Ces gens (qui ne seront pas forcément des agents sous statut) devront renseigner les usagers ne disposant pas d’internet ou ne parvenant pas à réaliser des démarches pas si simples que cela.Pour le syndicat FO des préfectures, qui craint par ailleurs que le nombre de CERT ne diminue au fil du temps, la question du devenir des agents des préfectures, notamment ceux de catégorie C (53 % des effectifs des préfectures) se pose.
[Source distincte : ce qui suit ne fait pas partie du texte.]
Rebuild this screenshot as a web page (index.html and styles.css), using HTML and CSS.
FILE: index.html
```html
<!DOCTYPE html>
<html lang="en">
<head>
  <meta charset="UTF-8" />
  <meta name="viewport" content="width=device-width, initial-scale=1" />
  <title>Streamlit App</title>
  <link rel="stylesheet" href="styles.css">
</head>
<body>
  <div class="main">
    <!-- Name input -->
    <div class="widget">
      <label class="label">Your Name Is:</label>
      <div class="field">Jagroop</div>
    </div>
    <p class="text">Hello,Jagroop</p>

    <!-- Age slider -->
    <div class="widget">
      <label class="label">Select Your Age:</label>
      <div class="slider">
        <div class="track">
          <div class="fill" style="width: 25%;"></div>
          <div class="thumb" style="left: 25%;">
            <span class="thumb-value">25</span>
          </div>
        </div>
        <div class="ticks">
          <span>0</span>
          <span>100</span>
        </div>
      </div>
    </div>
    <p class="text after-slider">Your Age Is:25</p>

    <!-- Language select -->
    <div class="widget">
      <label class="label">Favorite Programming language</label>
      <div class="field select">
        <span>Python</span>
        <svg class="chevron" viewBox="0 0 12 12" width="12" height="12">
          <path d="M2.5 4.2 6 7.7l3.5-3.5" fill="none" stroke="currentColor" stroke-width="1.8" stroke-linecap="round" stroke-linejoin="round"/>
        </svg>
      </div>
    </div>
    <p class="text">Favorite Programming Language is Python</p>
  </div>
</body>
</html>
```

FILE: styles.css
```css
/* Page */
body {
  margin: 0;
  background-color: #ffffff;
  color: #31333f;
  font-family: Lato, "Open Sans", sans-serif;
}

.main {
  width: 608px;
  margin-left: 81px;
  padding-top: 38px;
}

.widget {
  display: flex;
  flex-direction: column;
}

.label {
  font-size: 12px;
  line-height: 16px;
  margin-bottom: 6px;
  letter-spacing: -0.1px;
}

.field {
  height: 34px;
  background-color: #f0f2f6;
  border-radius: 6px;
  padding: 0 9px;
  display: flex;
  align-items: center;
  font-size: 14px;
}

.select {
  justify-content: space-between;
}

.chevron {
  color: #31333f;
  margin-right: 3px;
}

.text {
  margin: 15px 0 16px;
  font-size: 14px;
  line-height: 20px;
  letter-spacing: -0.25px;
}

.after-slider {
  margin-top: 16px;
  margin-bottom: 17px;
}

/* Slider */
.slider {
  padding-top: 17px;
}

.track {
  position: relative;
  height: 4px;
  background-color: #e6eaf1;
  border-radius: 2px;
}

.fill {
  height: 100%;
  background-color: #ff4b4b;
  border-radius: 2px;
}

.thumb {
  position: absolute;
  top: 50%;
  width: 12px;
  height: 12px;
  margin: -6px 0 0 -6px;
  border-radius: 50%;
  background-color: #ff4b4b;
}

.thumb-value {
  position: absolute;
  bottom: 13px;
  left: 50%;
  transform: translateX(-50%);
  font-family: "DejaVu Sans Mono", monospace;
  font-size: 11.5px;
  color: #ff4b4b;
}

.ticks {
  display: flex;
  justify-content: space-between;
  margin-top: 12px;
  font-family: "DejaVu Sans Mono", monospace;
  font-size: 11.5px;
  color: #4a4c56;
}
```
Cela malgré le lancement d’un plan de qualification du personnel.
Déjà, dans le cadre de la mise en place par le ministère de l’Intérieur d’un accompagnement du personnel concerné par la réforme PPNG, les agents sont invités à la mobilité depuis deux ans. On les a priés d’aller voir ailleurs, dans les autres services du ministère, dans le périmètre de la police ou de la gendarmerie, voire dans les collectivités locales. Il a fallu une grande combativité syndicale pour lutter contre cette invitation à la mobilité.
Quant aux CERT, ils ont débuté leur activité en étant dotés de personnel contractuel et de vacataires. Le syndicat redoute que la fin de ces contrats ne soit l’occasion d’une nouvelle réduction d’effectifs. Cette modernité des nouvelles procédures numériques appliquées à la délivrance des titres risque ainsi de devenir un outil de suppression d’emplois.
Alors qu’un premier bilan du PPNG devrait être réalisé dans un an, le syndicat des préfectures craint que la réforme des missions des préfectures n’entraîne la suppression de plus d’un millier d’emplois.